There are 13 sub-district administrative organizations (SAO) in the district:
- Lai Nan (Thai: องค์การบริหารส่วนตำบลไหล่น่าน) consisting of sub-district Lai Nan.
- Tan Chum (Thai: องค์การบริหารส่วนตำบลตาลชุม) consisting of sub-district Tan Chum.
- Na Lueang (Thai: องค์การบริหารส่วนตำบลนาเหลือง) consisting of sub-district Na Lueang.
- San (Thai: องค์การบริหารส่วนตำบลส้าน) consisting of sub-district San.
- Nam Muap (Thai: องค์การบริหารส่วนตำบลน้ำมวบ) consisting of sub-district Nam Muap, San Na Nong Mai.
- Nam Pua (Thai: องค์การบริหารส่วนตำบลน้ำปั้ว) consisting of sub-district Nam Pua.
- Yap Hua Na (Thai: องค์การบริหารส่วนตำบลยาบหัวนา) consisting of sub-district Yap Hua Na.
- Ai Na Lai (Thai: องค์การบริหารส่วนตำบลอ่ายนาไลย) consisting of sub-district Ai Na Lai.

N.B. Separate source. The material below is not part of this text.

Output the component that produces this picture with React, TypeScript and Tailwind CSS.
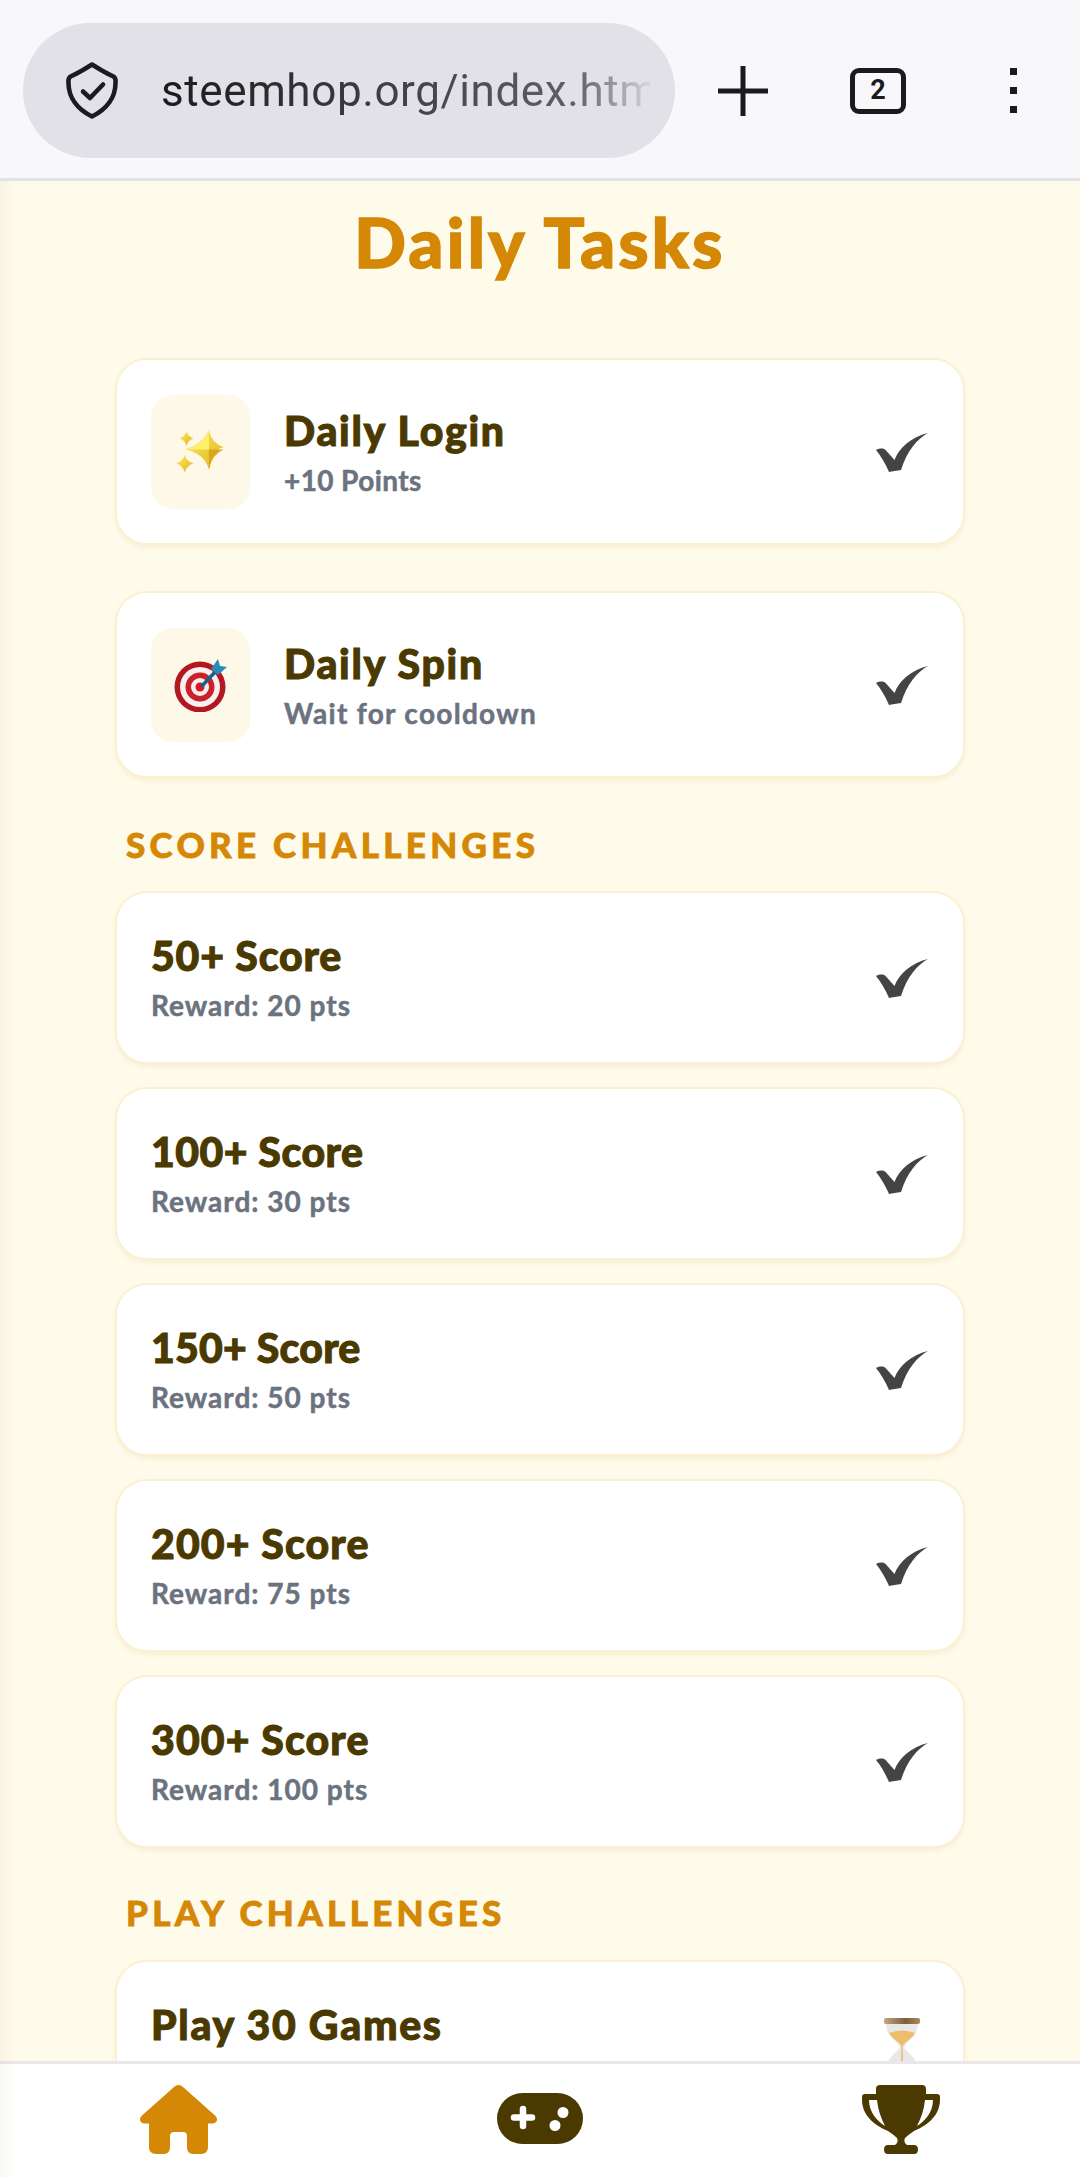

- Mae Khaning (Thai: องค์การบริหารส่วนตำบลแม่ขะนิง) consisting of sub-district Mae Khaning.
- Mae Sakhon (Thai: องค์การบริหารส่วนตำบลแม่สาคร) consisting of sub-district Mae Sakhon.
- Chom Chan (Thai: องค์การบริหารส่วนตำบลจอมจันทร์) consisting of sub-district Chom Chan.
- Mae Sa (Thai: องค์การบริหารส่วนตำบลแม่สา) consisting of sub-district Mae Sa.
- Thung Si Thong (Thai: องค์การบริหารส่วนตำบลทุ่งศรีทอง) consisting of sub-district Thung Si Thong.